--- START ---

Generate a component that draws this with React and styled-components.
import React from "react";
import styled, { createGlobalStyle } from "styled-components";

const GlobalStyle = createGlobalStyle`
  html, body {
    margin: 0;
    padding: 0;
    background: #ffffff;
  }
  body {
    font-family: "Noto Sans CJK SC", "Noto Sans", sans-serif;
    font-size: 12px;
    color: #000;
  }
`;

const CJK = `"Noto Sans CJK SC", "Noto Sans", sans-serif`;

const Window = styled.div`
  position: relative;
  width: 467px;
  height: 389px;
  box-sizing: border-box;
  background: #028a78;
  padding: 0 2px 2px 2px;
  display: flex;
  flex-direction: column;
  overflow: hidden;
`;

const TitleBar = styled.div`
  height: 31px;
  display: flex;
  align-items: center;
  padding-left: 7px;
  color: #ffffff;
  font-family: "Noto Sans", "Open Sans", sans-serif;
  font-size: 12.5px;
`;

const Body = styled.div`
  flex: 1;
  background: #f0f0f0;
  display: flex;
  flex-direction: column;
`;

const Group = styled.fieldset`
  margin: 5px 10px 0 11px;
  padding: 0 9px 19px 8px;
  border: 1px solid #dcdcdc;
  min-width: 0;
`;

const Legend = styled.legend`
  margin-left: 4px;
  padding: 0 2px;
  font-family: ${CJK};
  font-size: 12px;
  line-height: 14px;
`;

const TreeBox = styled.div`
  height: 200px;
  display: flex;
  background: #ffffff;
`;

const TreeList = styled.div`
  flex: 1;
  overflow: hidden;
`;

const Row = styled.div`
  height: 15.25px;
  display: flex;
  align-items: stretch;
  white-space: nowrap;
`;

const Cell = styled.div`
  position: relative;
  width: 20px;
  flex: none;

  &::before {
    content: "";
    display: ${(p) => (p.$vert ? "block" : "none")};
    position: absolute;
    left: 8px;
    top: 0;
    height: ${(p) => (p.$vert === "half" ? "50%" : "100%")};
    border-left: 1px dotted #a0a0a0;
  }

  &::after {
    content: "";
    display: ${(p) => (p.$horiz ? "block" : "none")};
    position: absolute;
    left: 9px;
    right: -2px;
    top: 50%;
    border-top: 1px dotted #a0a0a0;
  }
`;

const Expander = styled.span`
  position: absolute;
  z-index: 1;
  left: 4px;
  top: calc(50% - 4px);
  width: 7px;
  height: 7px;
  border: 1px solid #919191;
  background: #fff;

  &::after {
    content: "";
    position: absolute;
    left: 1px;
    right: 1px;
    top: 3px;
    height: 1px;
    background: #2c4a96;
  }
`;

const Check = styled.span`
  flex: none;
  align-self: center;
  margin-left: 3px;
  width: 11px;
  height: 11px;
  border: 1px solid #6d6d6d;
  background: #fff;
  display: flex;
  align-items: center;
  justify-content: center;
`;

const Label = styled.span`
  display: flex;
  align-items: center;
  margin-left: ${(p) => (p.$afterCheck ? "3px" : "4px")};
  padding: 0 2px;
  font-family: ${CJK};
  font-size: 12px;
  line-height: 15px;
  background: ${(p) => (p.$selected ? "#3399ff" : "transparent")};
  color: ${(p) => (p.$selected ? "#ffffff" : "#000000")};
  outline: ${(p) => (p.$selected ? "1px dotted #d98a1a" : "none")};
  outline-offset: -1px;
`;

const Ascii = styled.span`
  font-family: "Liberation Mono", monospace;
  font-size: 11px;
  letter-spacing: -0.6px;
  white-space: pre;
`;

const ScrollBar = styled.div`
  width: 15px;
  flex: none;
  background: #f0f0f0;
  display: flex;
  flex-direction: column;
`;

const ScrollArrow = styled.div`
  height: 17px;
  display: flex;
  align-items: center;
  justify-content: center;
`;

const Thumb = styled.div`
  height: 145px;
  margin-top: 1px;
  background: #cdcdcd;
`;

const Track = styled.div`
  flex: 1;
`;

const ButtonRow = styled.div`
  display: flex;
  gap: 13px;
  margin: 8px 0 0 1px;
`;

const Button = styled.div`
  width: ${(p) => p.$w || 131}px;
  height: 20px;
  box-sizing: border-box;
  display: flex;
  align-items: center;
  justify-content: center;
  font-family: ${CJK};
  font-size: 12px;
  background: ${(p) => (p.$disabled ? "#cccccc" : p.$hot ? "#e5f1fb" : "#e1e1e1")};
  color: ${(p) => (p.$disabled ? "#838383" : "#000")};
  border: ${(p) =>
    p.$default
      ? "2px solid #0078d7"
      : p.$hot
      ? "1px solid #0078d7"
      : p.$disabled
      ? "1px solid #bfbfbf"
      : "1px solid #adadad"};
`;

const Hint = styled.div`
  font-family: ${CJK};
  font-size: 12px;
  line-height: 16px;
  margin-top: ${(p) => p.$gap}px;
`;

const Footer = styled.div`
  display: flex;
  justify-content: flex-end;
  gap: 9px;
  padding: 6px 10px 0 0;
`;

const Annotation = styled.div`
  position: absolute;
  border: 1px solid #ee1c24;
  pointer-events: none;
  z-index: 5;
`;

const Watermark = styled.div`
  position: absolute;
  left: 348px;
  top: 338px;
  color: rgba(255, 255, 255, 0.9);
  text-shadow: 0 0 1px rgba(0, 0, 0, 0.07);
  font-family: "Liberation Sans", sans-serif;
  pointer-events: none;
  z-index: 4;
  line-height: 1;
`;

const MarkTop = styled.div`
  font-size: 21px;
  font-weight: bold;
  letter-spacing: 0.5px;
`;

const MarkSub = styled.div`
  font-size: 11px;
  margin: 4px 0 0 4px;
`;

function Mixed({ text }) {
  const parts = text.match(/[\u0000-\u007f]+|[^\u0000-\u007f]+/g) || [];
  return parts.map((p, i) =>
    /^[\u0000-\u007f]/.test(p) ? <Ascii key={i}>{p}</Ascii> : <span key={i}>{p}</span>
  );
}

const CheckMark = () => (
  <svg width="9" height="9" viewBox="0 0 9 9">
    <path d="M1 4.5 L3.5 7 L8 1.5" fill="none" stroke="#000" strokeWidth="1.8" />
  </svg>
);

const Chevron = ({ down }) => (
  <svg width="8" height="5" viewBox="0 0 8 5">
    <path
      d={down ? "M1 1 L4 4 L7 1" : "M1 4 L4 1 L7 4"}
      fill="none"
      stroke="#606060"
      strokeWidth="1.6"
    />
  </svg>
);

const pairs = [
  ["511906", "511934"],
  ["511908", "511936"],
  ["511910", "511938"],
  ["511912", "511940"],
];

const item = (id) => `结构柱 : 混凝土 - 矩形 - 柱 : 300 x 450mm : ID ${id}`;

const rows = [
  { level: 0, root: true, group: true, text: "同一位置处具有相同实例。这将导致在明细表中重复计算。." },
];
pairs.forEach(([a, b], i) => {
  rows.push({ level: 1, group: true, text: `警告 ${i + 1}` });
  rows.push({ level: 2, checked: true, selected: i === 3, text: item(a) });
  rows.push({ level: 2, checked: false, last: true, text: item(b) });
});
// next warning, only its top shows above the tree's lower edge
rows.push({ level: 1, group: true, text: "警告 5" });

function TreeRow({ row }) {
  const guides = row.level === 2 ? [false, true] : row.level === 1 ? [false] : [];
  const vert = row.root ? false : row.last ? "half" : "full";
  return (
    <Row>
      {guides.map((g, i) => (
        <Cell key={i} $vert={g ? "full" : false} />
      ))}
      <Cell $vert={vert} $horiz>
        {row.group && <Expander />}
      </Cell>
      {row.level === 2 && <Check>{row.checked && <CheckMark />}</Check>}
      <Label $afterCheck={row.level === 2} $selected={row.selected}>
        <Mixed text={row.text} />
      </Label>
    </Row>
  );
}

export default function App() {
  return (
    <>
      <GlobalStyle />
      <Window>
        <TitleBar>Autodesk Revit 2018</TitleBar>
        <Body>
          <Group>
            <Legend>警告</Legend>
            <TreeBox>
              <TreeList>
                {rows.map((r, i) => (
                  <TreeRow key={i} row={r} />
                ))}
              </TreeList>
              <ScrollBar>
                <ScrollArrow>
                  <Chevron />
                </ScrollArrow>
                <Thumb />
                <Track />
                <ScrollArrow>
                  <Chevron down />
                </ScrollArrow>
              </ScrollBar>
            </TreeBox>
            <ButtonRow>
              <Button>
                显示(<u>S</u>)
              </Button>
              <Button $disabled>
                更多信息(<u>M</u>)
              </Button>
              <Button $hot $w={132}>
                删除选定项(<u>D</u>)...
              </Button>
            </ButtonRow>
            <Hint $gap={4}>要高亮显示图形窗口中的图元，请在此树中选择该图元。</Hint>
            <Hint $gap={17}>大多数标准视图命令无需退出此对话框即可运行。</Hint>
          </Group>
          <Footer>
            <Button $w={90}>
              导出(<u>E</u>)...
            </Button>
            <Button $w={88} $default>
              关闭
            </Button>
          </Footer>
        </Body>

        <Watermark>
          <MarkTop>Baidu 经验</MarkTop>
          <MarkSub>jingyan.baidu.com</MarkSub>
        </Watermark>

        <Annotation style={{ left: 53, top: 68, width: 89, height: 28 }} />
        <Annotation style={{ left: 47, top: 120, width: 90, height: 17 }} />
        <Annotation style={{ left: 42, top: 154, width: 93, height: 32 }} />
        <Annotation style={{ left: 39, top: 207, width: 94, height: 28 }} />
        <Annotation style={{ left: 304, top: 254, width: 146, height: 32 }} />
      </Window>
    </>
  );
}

--- END ---
--- START ---

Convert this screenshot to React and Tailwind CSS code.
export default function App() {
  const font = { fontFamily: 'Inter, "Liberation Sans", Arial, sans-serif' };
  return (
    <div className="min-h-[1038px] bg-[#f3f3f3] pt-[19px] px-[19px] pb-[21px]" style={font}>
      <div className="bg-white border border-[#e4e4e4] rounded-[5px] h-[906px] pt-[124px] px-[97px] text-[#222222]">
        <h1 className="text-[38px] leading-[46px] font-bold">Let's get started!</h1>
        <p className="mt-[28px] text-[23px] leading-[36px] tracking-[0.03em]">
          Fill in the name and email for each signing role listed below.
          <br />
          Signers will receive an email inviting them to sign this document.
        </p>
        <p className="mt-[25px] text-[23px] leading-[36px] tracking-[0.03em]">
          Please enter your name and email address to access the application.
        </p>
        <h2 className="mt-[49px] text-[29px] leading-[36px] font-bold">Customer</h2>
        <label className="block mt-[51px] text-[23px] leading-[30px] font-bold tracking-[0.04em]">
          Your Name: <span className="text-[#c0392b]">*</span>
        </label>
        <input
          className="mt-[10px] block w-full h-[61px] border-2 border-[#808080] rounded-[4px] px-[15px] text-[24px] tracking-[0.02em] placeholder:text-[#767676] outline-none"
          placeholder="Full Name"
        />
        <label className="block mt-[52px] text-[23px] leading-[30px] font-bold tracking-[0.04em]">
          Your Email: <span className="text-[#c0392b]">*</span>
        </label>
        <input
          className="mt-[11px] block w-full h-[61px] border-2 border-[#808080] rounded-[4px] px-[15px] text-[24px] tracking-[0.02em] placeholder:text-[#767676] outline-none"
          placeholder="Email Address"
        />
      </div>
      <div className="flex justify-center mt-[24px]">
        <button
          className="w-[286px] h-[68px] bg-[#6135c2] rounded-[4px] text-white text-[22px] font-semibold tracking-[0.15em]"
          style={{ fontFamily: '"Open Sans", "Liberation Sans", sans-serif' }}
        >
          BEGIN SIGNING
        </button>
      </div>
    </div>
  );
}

--- END ---

*Problem requirements*
Each line in the listing above that contains "this" should be copied.

*Reply*
Generate a component that draws this with React and styled-components.
Convert this screenshot to React and Tailwind CSS code.
          Signers will receive an email inviting them to sign this document.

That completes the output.